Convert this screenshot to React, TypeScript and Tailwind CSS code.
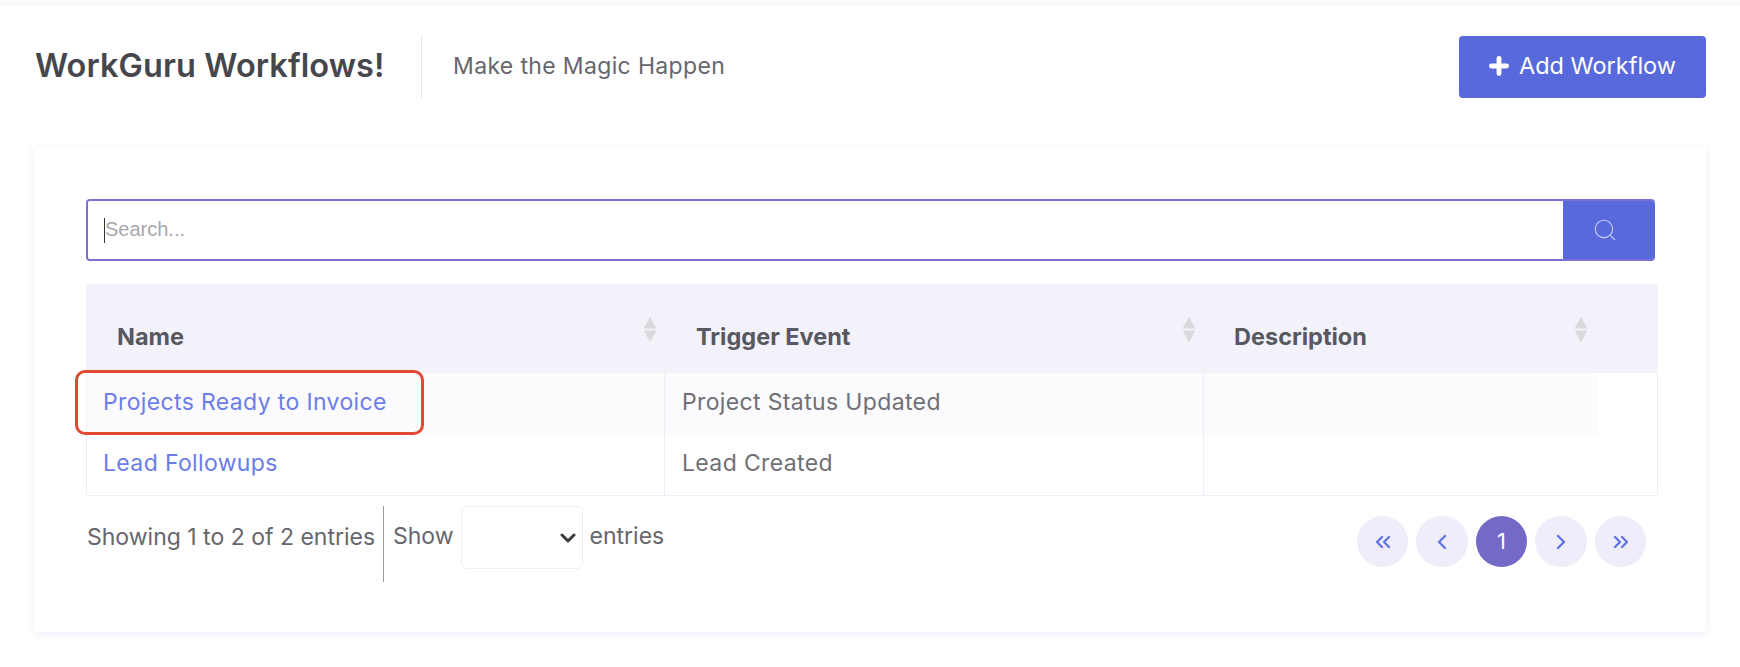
import React from "react";
import { ChevronLeft, ChevronRight, ChevronsLeft, ChevronsRight, Search, Plus } from "lucide-react";

const font = "font-['Inter','Liberation_Sans',sans-serif]";

function SortArrows() {
  return (
    <svg width="14" height="25" viewBox="0 0 14 25" className="shrink-0">
      <path d="M7 0 L13.5 11.5 H0.5 Z" fill="#d9d9dc" />
      <path d="M7 25 L13.5 13.5 H0.5 Z" fill="#d9d9dc" />
    </svg>
  );
}

function HeadCell({ label, w, pr, pl }: { label: string; w: string; pr: string; pl: string }) {
  return (
    <div className={`${w} ${pr} ${pl} flex justify-between pt-[33px]`}>
      <span className="text-[23.5px] font-bold leading-[42px] -mt-[1px] text-[#58585f]">{label}</span>
      <SortArrows />
    </div>
  );
}

function PageBtn({ children, active, w }: { children: React.ReactNode; active?: boolean; w: string }) {
  return (
    <div
      className={`${w} h-[51px] rounded-full flex items-center justify-center ${
        active ? "bg-[#7369c6] text-white" : "bg-[#eeedf9] text-[#6375e4]"
      }`}
    >
      {children}
    </div>
  );
}

export default function App() {
  return (
    <div className={`${font} w-[1740px] h-[667px] bg-white overflow-hidden`}>
      <div className="h-[6px] bg-[#fafafc]" />
      <div className="mt-[30px] h-[62px] pl-[35px] pr-[34px] flex items-center">
        <h1 className="w-[387px] h-full border-r border-[#e6e6ea] flex items-center text-[32.5px] font-semibold text-[#46464d] -mt-[1px] tracking-[0.1px]">
          WorkGuru Workflows!
        </h1>
        <span className="ml-[31px] text-[23px] -mt-[2px] text-[#66666c] tracking-[0.35px]">Make the Magic Happen</span>
        <button className="ml-auto w-[247px] h-[62px] rounded-[4px] bg-[#5869dc] text-white text-[23.5px] flex items-center justify-center gap-[7px] -mt-0">
          <Plus size={26} strokeWidth={4.5} className="-ml-[3px] -mt-[3px]" />
          <span className="-mt-[2px]">Add Workflow</span>
        </button>
      </div>

      <div className="ml-[34px] mt-[49px] w-[1672px] h-[485px] bg-white pt-[52px] pl-[52px] shadow-[0_2px_8px_rgba(90,80,200,0.10)]">
        <div className="w-[1569px] h-[62px] flex rounded-[4px] overflow-hidden border-2 border-[#7b70d3] border-r-0">
          <div className="flex-1 flex items-center pl-[16px] bg-white">
            <span className="w-px h-[25px] bg-[#333]" />
            <input
              placeholder="Search..."
              className="flex-1 outline-none text-[20px] -mt-[2px] font-['Liberation_Sans',sans-serif] placeholder:text-[#a8a8ae]"
            />
          </div>
          <div className="w-[92px] -my-[2px] bg-[#5869dc] flex items-center justify-center pr-[9px]">
            <Search size={26} strokeWidth={1} color="#c9d0f5" />
          </div>
        </div>

        <div className="mt-[23px] w-[1572px]">
          <div className="flex h-[89px] bg-[#f3f2fb]">
            <HeadCell label="Name" w="w-[579px]" pl="pl-[31px]" pr="pr-[8px]" />
            <HeadCell label="Trigger Event" w="w-[538px]" pl="pl-[31px]" pr="pr-[7px]" />
            <HeadCell label="Description" w="w-[455px]" pl="pl-[31px]" pr="pr-[70px]" />
          </div>
          <div className="border-x border-b border-[#eeedf8] text-[23px] tracking-[0.36px] text-[#6f6f75]">
            <div className="flex h-[61px] items-stretch">
              <div className="w-[578px] bg-[#fbfbfe] pl-[16px] pb-[3px] flex items-center text-[#6c7de8] border-r border-[#eeedf8]">
                Projects Ready to Invoice
              </div>
              <div className="w-[539px] bg-[#fbfbfe] pl-[17px] pb-[3px] flex items-center border-r border-[#eeedf8]">
                Project Status Updated
              </div>
              <div className="w-[393px] bg-[#fbfbfe]" />
            </div>
            <div className="flex h-[61px] items-stretch">
              <div className="w-[578px] pl-[16px] pb-[3px] flex items-center text-[#6c7de8] border-r border-[#eeedf8]">
                Lead Followups
              </div>
              <div className="w-[539px] pl-[17px] pb-[3px] flex items-center border-r border-[#eeedf8]">Lead Created</div>
            </div>
          </div>
        </div>

        <div className="w-[1572px] flex pl-[1px] pr-[12px] mt-[10px] h-[76px] text-[23px] text-[#66666c]">
          <div className="w-[297px] h-full flex items-center border-r border-[#9a9aa0] pb-[14px]">
            Showing 1 to 2 of 2 entries
          </div>
          <div className="flex items-start gap-[7px] pl-[9px]">
            <span className="leading-[60px]">Show</span>
            <div className="w-[122px] h-[63px] rounded-[6px] border border-[#eeeef4] flex items-center justify-end pr-[6px] text-[#3a3a40]">
              <svg width="16" height="10" viewBox="0 0 16 10" fill="none" stroke="currentColor" strokeWidth="3" strokeLinecap="round" strokeLinejoin="round">
                <path d="M2 2 L8 8 L14 2" />
              </svg>
            </div>
            <span className="leading-[60px]">entries</span>
          </div>
          <div className="ml-auto flex gap-[8px] pt-[10px]">
            <PageBtn w="w-[51px]"><ChevronsLeft size={24} strokeWidth={2.4} /></PageBtn>
            <PageBtn w="w-[52px]"><ChevronLeft size={24} strokeWidth={2.4} /></PageBtn>
            <PageBtn w="w-[51px]" active><span className="text-[22px]">1</span></PageBtn>
            <PageBtn w="w-[52px]"><ChevronRight size={24} strokeWidth={2.4} /></PageBtn>
            <PageBtn w="w-[51px]"><ChevronsRight size={24} strokeWidth={2.4} /></PageBtn>
          </div>
        </div>
      </div>

      <div className="fixed left-[75px] top-[370px] w-[349px] h-[65px] rounded-[10px] border-[3px] border-[#e04a33]" />
    </div>
  );
}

**Problem to work on**.
Set every line down exactly as written, leaving each picture out.

**Written reply**.
Convert this screenshot to React, TypeScript and Tailwind CSS code.
import React from "react";
import { ChevronLeft, ChevronRight, ChevronsLeft, ChevronsRight, Search, Plus } from "lucide-react";

const font = "font-['Inter','Liberation_Sans',sans-serif]";

function SortArrows() {
  return (
    <svg width="14" height="25" viewBox="0 0 14 25" className="shrink-0">
      <path d="M7 0 L13.5 11.5 H0.5 Z" fill="#d9d9dc" />
      <path d="M7 25 L13.5 13.5 H0.5 Z" fill="#d9d9dc" />
    </svg>
  );
}

function HeadCell({ label, w, pr, pl }: { label: string; w: string; pr: string; pl: string }) {
  return (
    <div className={`${w} ${pr} ${pl} flex justify-between pt-[33px]`}>
      <span className="text-[23.5px] font-bold leading-[42px] -mt-[1px] text-[#58585f]">{label}</span>
      <SortArrows />
    </div>
  );
}

function PageBtn({ children, active, w }: { children: React.ReactNode; active?: boolean; w: string }) {
  return (
    <div
      className={`${w} h-[51px] rounded-full flex items-center justify-center ${
        active ? "bg-[#7369c6] text-white" : "bg-[#eeedf9] text-[#6375e4]"
      }`}
    >
      {children}
    </div>
  );
}

export default function App() {
  return (
    <div className={`${font} w-[1740px] h-[667px] bg-white overflow-hidden`}>
      <div className="h-[6px] bg-[#fafafc]" />
      <div className="mt-[30px] h-[62px] pl-[35px] pr-[34px] flex items-center">
        <h1 className="w-[387px] h-full border-r border-[#e6e6ea] flex items-center text-[32.5px] font-semibold text-[#46464d] -mt-[1px] tracking-[0.1px]">
          WorkGuru Workflows!
        </h1>
        <span className="ml-[31px] text-[23px] -mt-[2px] text-[#66666c] tracking-[0.35px]">Make the Magic Happen</span>
        <button className="ml-auto w-[247px] h-[62px] rounded-[4px] bg-[#5869dc] text-white text-[23.5px] flex items-center justify-center gap-[7px] -mt-0">
          <Plus size={26} strokeWidth={4.5} className="-ml-[3px] -mt-[3px]" />
          <span className="-mt-[2px]">Add Workflow</span>
        </button>
      </div>

      <div className="ml-[34px] mt-[49px] w-[1672px] h-[485px] bg-white pt-[52px] pl-[52px] shadow-[0_2px_8px_rgba(90,80,200,0.10)]">
        <div className="w-[1569px] h-[62px] flex rounded-[4px] overflow-hidden border-2 border-[#7b70d3] border-r-0">
          <div className="flex-1 flex items-center pl-[16px] bg-white">
            <span className="w-px h-[25px] bg-[#333]" />
            <input
              placeholder="Search..."
              className="flex-1 outline-none text-[20px] -mt-[2px] font-['Liberation_Sans',sans-serif] placeholder:text-[#a8a8ae]"
            />
          </div>
          <div className="w-[92px] -my-[2px] bg-[#5869dc] flex items-center justify-center pr-[9px]">
            <Search size={26} strokeWidth={1} color="#c9d0f5" />
          </div>
        </div>

        <div className="mt-[23px] w-[1572px]">
          <div className="flex h-[89px] bg-[#f3f2fb]">
            <HeadCell label="Name" w="w-[579px]" pl="pl-[31px]" pr="pr-[8px]" />
            <HeadCell label="Trigger Event" w="w-[538px]" pl="pl-[31px]" pr="pr-[7px]" />
            <HeadCell label="Description" w="w-[455px]" pl="pl-[31px]" pr="pr-[70px]" />
          </div>
          <div className="border-x border-b border-[#eeedf8] text-[23px] tracking-[0.36px] text-[#6f6f75]">
            <div className="flex h-[61px] items-stretch">
              <div className="w-[578px] bg-[#fbfbfe] pl-[16px] pb-[3px] flex items-center text-[#6c7de8] border-r border-[#eeedf8]">
                Projects Ready to Invoice
              </div>
              <div className="w-[539px] bg-[#fbfbfe] pl-[17px] pb-[3px] flex items-center border-r border-[#eeedf8]">
                Project Status Updated
              </div>
              <div className="w-[393px] bg-[#fbfbfe]" />
            </div>
            <div className="flex h-[61px] items-stretch">
              <div className="w-[578px] pl-[16px] pb-[3px] flex items-center text-[#6c7de8] border-r border-[#eeedf8]">
                Lead Followups
              </div>
              <div className="w-[539px] pl-[17px] pb-[3px] flex items-center border-r border-[#eeedf8]">Lead Created</div>
            </div>
          </div>
        </div>

        <div className="w-[1572px] flex pl-[1px] pr-[12px] mt-[10px] h-[76px] text-[23px] text-[#66666c]">
          <div className="w-[297px] h-full flex items-center border-r border-[#9a9aa0] pb-[14px]">
            Showing 1 to 2 of 2 entries
          </div>
          <div className="flex items-start gap-[7px] pl-[9px]">
            <span className="leading-[60px]">Show</span>
            <div className="w-[122px] h-[63px] rounded-[6px] border border-[#eeeef4] flex items-center justify-end pr-[6px] text-[#3a3a40]">
              <svg width="16" height="10" viewBox="0 0 16 10" fill="none" stroke="currentColor" strokeWidth="3" strokeLinecap="round" strokeLinejoin="round">
                <path d="M2 2 L8 8 L14 2" />
              </svg>
            </div>
            <span className="leading-[60px]">entries</span>
          </div>
          <div className="ml-auto flex gap-[8px] pt-[10px]">
            <PageBtn w="w-[51px]"><ChevronsLeft size={24} strokeWidth={2.4} /></PageBtn>
            <PageBtn w="w-[52px]"><ChevronLeft size={24} strokeWidth={2.4} /></PageBtn>
            <PageBtn w="w-[51px]" active><span className="text-[22px]">1</span></PageBtn>
            <PageBtn w="w-[52px]"><ChevronRight size={24} strokeWidth={2.4} /></PageBtn>
            <PageBtn w="w-[51px]"><ChevronsRight size={24} strokeWidth={2.4} /></PageBtn>
          </div>
        </div>
      </div>

      <div className="fixed left-[75px] top-[370px] w-[349px] h-[65px] rounded-[10px] border-[3px] border-[#e04a33]" />
    </div>
  );
}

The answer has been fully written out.